“Just Write Well” — The Last Week, In Retrospect

The last week has been a clusterfuck, and I’m still trying to process my feelings about it. My thoughts are all over the place. I came in here wanting to write a thorough article about certain topics, you know, bulletin points and all that, but then I realized I’m not in the right frame of mind to do that. So I’m going to do what I do best. I’m going to ramble.

Imagine that there’s a race.

Imagine that I didn’t have a car to get to the start of that race. I had to hitchike for a bit, and then I got dropped off in the middle of nowhere so I had to start walking. It’s 32 degrees, it’s hot, and the shoes I saved up for weren’t all that great, so they’ve started pinching in all the wrong places. And maybe half an hour away from my destination, the sole in the right shoe pops open.

I get there, anyway. The race has already started. They let me get to the starting gates, anyway. So off I go. Off I run. I’m running my heart out. My feet hurt, my toes are bleeding, I’m tired, I’m thirsty, but I’m running my heart out.

Obviously, I don’t finish. Obviously. And maybe because I was tired, and wearing the wrong shoes, or started way too late, so of course my form was all wrong. But I ran my heart out.

At the end of it all, awards are given out, and I hear someone sneer from the sidelines: “Yeah, all I care about is how they ran. If you didn’t make it, too bad.”

Then they look at me and say, “Maybe you should’ve bought a car.”

I didn’t know how to explain I couldn’t afford one.

“Or I don’t know, gotten here earlier.”

But I had to work a part time job in the morning…

“Then maybe you shouldn’t have ran at all.”

Then I turn to the other runners, who all give me a high-five and say, “Yeah, we all had it tough! What a race!”

In a bubble, it’s easy to say, “All that matters is whether it’s good.” Especially if you’re the reader and all you see is the end product, or you’re a writer who’s never had to deal with balancing yourself with what you perceive your audience values (whether it is true or not). But while I fully understand how such a statement can come from a place of innocence, I’m going to try to explain *how* it sounds to people like me…

Analogy number 2. You went to a restaurant. It just says “Barbeque.” I make you a great feast: lechon, Filipino bbq, tilapia and squid roasted over charcoal, chicken inasal, the works.

You take one bite and say, “Doesn’t taste like burger.”

“But…”

“Nah, it’s not you. I just prefer burger.”

The world isn’t fair.
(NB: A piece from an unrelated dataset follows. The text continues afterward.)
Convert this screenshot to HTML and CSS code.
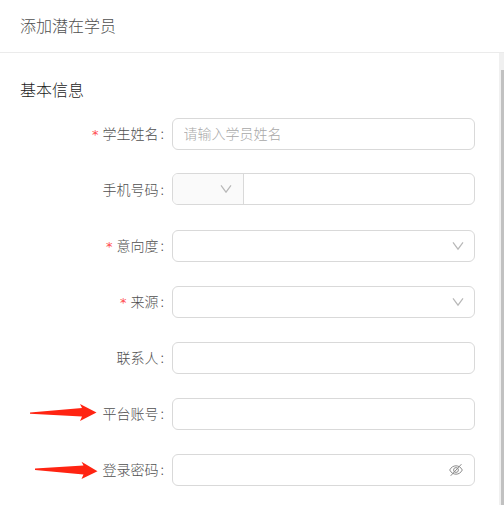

I learned that a long time ago.

I grew up poor, in a society choked by lack of opportunities; no matter how hard you worked or how intelligent you were, you couldn’t move up. Mistakes meant death, and there was nowhere to turn to, no one who could help you.

I was nine years old, crossing the twelve or so lanes of Edsa in the morning under the sweltering heat to get to school. “Why do I have to?” “Because we can’t afford a car.” After a long, hot day, I would look forward to the urine, sewage-tinged street outside my home, because I could at least curl up on the cold floor with a book. My parents were both highly-educated engineers.

I later learned that some things are unavoidable because of the way certain societies are built. The Philippines was colonized for so many hundreds of years, and so didn’t have the systems in place to truly govern themselves even a hundred years after we won freedom. Even down to the languages we speak is tainted, our very histories erased. Later, in North America, I came at odds with people who continued to call the Philippine-American war an “insurgency.”

“Your people rebelled! We helped you out!”

“You betrayed us, so we fought back!”

We’re always fighting.

It’s just fantasy. It’s just entertainment.

Except it’s not. My stories are the stories of my people because I cannot erase my background, I can’t erase the things that are important to me or the feelings I have to express, and I can only write what I know. I do try to make them entertaining along the way. In fact, at no time do you ever have to stop and think about the bigger picture. There’s plot, there’s characters and relationships and interactions, there’s fun things and stabby things and heart breakings.

But if you dismiss the very idea that I may have written something more than what’s on the surface…

I don’t know. Somewhere, I get a little mad. Maybe more than a little.

“Why don’t you write in your own language, for the people who want to hear those kinds of stories?” “Because colonization; we weren’t raised to be fluent in our own language, because ang wika ng banyaga ay mas mahalaga.”

“Obviously, we’re the majority, so we only want to see the stories made by people like us. Or maybe diverse stories filtered through the lens of people like us so we don’t have to deal with your strange ideas and your strange ways.” “What about people like me?”

It’s complicated. Complicated enough that I could spend a lifetime going through those nuances and trying to express them in the background of my stories and I don’t think I’ll even be able to crack the depths. It’s a puzzle I turn again over and over in my mind, and then I write about it imperfectly, and then I try to do it all over again. Most days I’m not even sure what I’m doing or why.

But if you say it doesn’t MATTER to you…

I hear, “Maybe you don’t belong here.”

I hear, “Fuck your gourmet feast. I just want a burger.”

And it breaks my heart, just a little.